→ Source data
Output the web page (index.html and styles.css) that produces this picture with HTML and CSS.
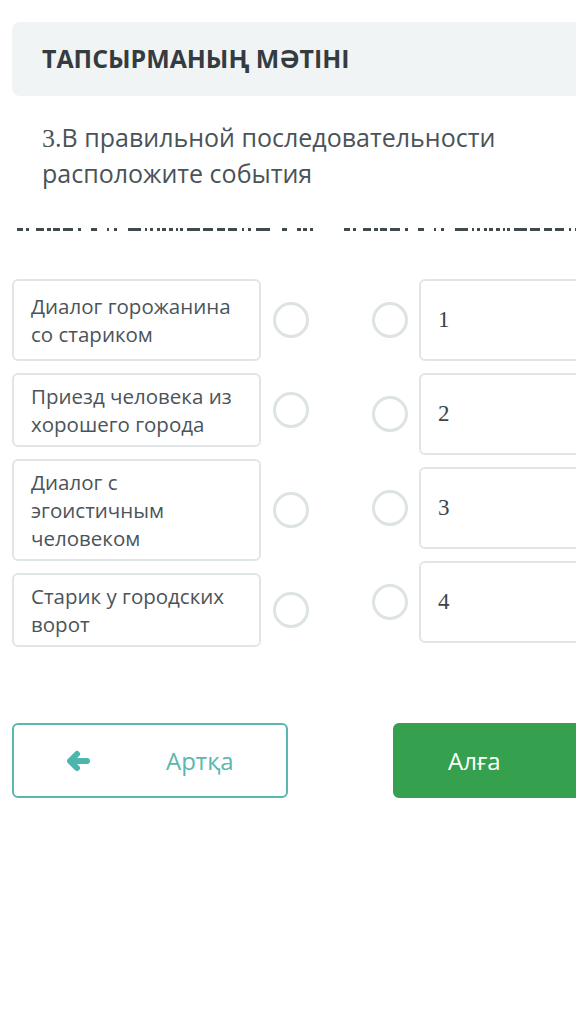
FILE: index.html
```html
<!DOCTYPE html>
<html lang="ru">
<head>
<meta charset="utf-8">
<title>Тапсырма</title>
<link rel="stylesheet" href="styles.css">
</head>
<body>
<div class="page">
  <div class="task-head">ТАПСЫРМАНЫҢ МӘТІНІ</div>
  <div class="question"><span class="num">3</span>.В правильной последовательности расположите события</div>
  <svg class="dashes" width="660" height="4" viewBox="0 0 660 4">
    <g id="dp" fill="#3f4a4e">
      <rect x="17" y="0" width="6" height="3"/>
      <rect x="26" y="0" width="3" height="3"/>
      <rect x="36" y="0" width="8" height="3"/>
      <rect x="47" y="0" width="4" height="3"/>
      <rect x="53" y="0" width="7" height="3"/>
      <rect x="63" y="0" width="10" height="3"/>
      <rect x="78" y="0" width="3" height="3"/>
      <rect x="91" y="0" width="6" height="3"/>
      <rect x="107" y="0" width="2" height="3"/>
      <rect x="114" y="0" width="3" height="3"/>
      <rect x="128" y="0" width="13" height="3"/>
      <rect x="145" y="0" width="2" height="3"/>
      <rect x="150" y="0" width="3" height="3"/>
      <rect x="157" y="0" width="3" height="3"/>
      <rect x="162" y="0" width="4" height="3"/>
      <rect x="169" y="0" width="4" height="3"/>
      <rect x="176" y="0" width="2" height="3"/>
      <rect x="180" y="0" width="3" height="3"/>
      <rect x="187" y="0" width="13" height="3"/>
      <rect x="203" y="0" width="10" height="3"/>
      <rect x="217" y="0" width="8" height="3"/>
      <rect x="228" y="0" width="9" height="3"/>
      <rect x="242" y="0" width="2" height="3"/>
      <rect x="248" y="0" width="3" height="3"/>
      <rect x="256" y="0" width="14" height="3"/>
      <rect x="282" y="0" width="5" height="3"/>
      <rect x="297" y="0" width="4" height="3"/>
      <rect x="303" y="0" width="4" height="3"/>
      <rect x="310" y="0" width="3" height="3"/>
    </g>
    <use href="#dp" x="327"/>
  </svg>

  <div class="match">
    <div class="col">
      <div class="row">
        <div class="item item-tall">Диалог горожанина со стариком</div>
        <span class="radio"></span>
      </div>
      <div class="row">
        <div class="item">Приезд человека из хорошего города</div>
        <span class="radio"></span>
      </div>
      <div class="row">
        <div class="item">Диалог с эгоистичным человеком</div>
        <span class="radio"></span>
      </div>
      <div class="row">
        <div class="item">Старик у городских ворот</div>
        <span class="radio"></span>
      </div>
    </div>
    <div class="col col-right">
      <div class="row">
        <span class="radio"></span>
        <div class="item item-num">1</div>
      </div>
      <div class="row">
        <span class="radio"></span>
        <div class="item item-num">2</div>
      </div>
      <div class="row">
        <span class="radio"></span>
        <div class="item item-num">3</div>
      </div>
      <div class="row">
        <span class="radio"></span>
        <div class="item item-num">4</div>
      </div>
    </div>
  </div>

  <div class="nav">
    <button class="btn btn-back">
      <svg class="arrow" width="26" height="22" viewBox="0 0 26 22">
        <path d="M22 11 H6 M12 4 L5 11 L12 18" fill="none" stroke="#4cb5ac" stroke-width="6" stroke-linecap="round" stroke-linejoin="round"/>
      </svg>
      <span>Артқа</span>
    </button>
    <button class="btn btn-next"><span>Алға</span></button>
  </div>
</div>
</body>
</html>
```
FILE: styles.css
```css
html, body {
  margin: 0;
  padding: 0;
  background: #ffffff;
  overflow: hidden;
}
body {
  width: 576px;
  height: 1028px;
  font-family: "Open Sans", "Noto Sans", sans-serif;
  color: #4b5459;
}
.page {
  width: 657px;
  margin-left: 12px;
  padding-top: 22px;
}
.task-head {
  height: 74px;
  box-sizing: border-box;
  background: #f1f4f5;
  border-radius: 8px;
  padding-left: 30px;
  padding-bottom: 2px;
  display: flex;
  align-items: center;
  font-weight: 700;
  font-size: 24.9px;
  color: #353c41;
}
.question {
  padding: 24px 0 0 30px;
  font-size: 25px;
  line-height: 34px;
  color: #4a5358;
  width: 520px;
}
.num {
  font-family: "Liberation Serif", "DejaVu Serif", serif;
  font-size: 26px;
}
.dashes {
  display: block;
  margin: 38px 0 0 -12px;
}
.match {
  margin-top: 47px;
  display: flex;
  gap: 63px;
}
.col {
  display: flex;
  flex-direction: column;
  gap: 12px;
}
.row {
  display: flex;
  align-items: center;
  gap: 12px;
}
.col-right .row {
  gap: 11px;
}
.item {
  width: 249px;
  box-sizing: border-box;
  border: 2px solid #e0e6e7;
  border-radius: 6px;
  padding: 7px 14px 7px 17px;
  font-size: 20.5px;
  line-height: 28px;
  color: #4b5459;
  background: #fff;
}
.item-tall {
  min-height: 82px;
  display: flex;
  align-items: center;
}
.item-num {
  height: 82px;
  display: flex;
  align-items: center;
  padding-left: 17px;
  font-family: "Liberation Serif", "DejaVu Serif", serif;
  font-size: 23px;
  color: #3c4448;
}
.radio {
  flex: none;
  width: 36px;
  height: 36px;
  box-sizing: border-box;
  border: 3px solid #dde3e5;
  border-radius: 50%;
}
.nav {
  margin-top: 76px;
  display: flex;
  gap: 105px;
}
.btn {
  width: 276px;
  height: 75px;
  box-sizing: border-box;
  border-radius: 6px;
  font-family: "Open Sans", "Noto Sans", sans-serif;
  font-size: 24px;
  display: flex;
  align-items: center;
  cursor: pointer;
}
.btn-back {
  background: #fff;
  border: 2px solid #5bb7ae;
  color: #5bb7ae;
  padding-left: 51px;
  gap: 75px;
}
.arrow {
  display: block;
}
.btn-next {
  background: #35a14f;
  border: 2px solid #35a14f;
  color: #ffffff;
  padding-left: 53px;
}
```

→ Exercise aim
Write out the listing word for word, omitting the pictures it holds.

→ Worked answer
Output the web page (index.html and styles.css) that produces this picture with HTML and CSS.
FILE: index.html
```html
<!DOCTYPE html>
<html lang="ru">
<head>
<meta charset="utf-8">
<title>Тапсырма</title>
<link rel="stylesheet" href="styles.css">
</head>
<body>
<div class="page">
  <div class="task-head">ТАПСЫРМАНЫҢ МӘТІНІ</div>
  <div class="question"><span class="num">3</span>.В правильной последовательности расположите события</div>
  <svg class="dashes" width="660" height="4" viewBox="0 0 660 4">
    <g id="dp" fill="#3f4a4e">
      <rect x="17" y="0" width="6" height="3"/>
      <rect x="26" y="0" width="3" height="3"/>
      <rect x="36" y="0" width="8" height="3"/>
      <rect x="47" y="0" width="4" height="3"/>
      <rect x="53" y="0" width="7" height="3"/>
      <rect x="63" y="0" width="10" height="3"/>
      <rect x="78" y="0" width="3" height="3"/>
      <rect x="91" y="0" width="6" height="3"/>
      <rect x="107" y="0" width="2" height="3"/>
      <rect x="114" y="0" width="3" height="3"/>
      <rect x="128" y="0" width="13" height="3"/>
      <rect x="145" y="0" width="2" height="3"/>
      <rect x="150" y="0" width="3" height="3"/>
      <rect x="157" y="0" width="3" height="3"/>
      <rect x="162" y="0" width="4" height="3"/>
      <rect x="169" y="0" width="4" height="3"/>
      <rect x="176" y="0" width="2" height="3"/>
      <rect x="180" y="0" width="3" height="3"/>
      <rect x="187" y="0" width="13" height="3"/>
      <rect x="203" y="0" width="10" height="3"/>
      <rect x="217" y="0" width="8" height="3"/>
      <rect x="228" y="0" width="9" height="3"/>
      <rect x="242" y="0" width="2" height="3"/>
      <rect x="248" y="0" width="3" height="3"/>
      <rect x="256" y="0" width="14" height="3"/>
      <rect x="282" y="0" width="5" height="3"/>
      <rect x="297" y="0" width="4" height="3"/>
      <rect x="303" y="0" width="4" height="3"/>
      <rect x="310" y="0" width="3" height="3"/>
    </g>
    <use href="#dp" x="327"/>
  </svg>

  <div class="match">
    <div class="col">
      <div class="row">
        <div class="item item-tall">Диалог горожанина со стариком</div>
        <span class="radio"></span>
      </div>
      <div class="row">
        <div class="item">Приезд человека из хорошего города</div>
        <span class="radio"></span>
      </div>
      <div class="row">
        <div class="item">Диалог с эгоистичным человеком</div>
        <span class="radio"></span>
      </div>
      <div class="row">
        <div class="item">Старик у городских ворот</div>
        <span class="radio"></span>
      </div>
    </div>
    <div class="col col-right">
      <div class="row">
        <span class="radio"></span>
        <div class="item item-num">1</div>
      </div>
      <div class="row">
        <span class="radio"></span>
        <div class="item item-num">2</div>
      </div>
      <div class="row">
        <span class="radio"></span>
        <div class="item item-num">3</div>
      </div>
      <div class="row">
        <span class="radio"></span>
        <div class="item item-num">4</div>
      </div>
    </div>
  </div>

  <div class="nav">
    <button class="btn btn-back">
      <svg class="arrow" width="26" height="22" viewBox="0 0 26 22">
        <path d="M22 11 H6 M12 4 L5 11 L12 18" fill="none" stroke="#4cb5ac" stroke-width="6" stroke-linecap="round" stroke-linejoin="round"/>
      </svg>
      <span>Артқа</span>
    </button>
    <button class="btn btn-next"><span>Алға</span></button>
  </div>
</div>
</body>
</html>
```
FILE: styles.css
```css
html, body {
  margin: 0;
  padding: 0;
  background: #ffffff;
  overflow: hidden;
}
body {
  width: 576px;
  height: 1028px;
  font-family: "Open Sans", "Noto Sans", sans-serif;
  color: #4b5459;
}
.page {
  width: 657px;
  margin-left: 12px;
  padding-top: 22px;
}
.task-head {
  height: 74px;
  box-sizing: border-box;
  background: #f1f4f5;
  border-radius: 8px;
  padding-left: 30px;
  padding-bottom: 2px;
  display: flex;
  align-items: center;
  font-weight: 700;
  font-size: 24.9px;
  color: #353c41;
}
.question {
  padding: 24px 0 0 30px;
  font-size: 25px;
  line-height: 34px;
  color: #4a5358;
  width: 520px;
}
.num {
  font-family: "Liberation Serif", "DejaVu Serif", serif;
  font-size: 26px;
}
.dashes {
  display: block;
  margin: 38px 0 0 -12px;
}
.match {
  margin-top: 47px;
  display: flex;
  gap: 63px;
}
.col {
  display: flex;
  flex-direction: column;
  gap: 12px;
}
.row {
  display: flex;
  align-items: center;
  gap: 12px;
}
.col-right .row {
  gap: 11px;
}
.item {
  width: 249px;
  box-sizing: border-box;
  border: 2px solid #e0e6e7;
  border-radius: 6px;
  padding: 7px 14px 7px 17px;
  font-size: 20.5px;
  line-height: 28px;
  color: #4b5459;
  background: #fff;
}
.item-tall {
  min-height: 82px;
  display: flex;
  align-items: center;
}
.item-num {
  height: 82px;
  display: flex;
  align-items: center;
  padding-left: 17px;
  font-family: "Liberation Serif", "DejaVu Serif", serif;
  font-size: 23px;
  color: #3c4448;
}
.radio {
  flex: none;
  width: 36px;
  height: 36px;
  box-sizing: border-box;
  border: 3px solid #dde3e5;
  border-radius: 50%;
}
.nav {
  margin-top: 76px;
  display: flex;
  gap: 105px;
}
.btn {
  width: 276px;
  height: 75px;
  box-sizing: border-box;
  border-radius: 6px;
  font-family: "Open Sans", "Noto Sans", sans-serif;
  font-size: 24px;
  display: flex;
  align-items: center;
  cursor: pointer;
}
.btn-back {
  background: #fff;
  border: 2px solid #5bb7ae;
  color: #5bb7ae;
  padding-left: 51px;
  gap: 75px;
}
.arrow {
  display: block;
}
.btn-next {
  background: #35a14f;
  border: 2px solid #35a14f;
  color: #ffffff;
  padding-left: 53px;
}
```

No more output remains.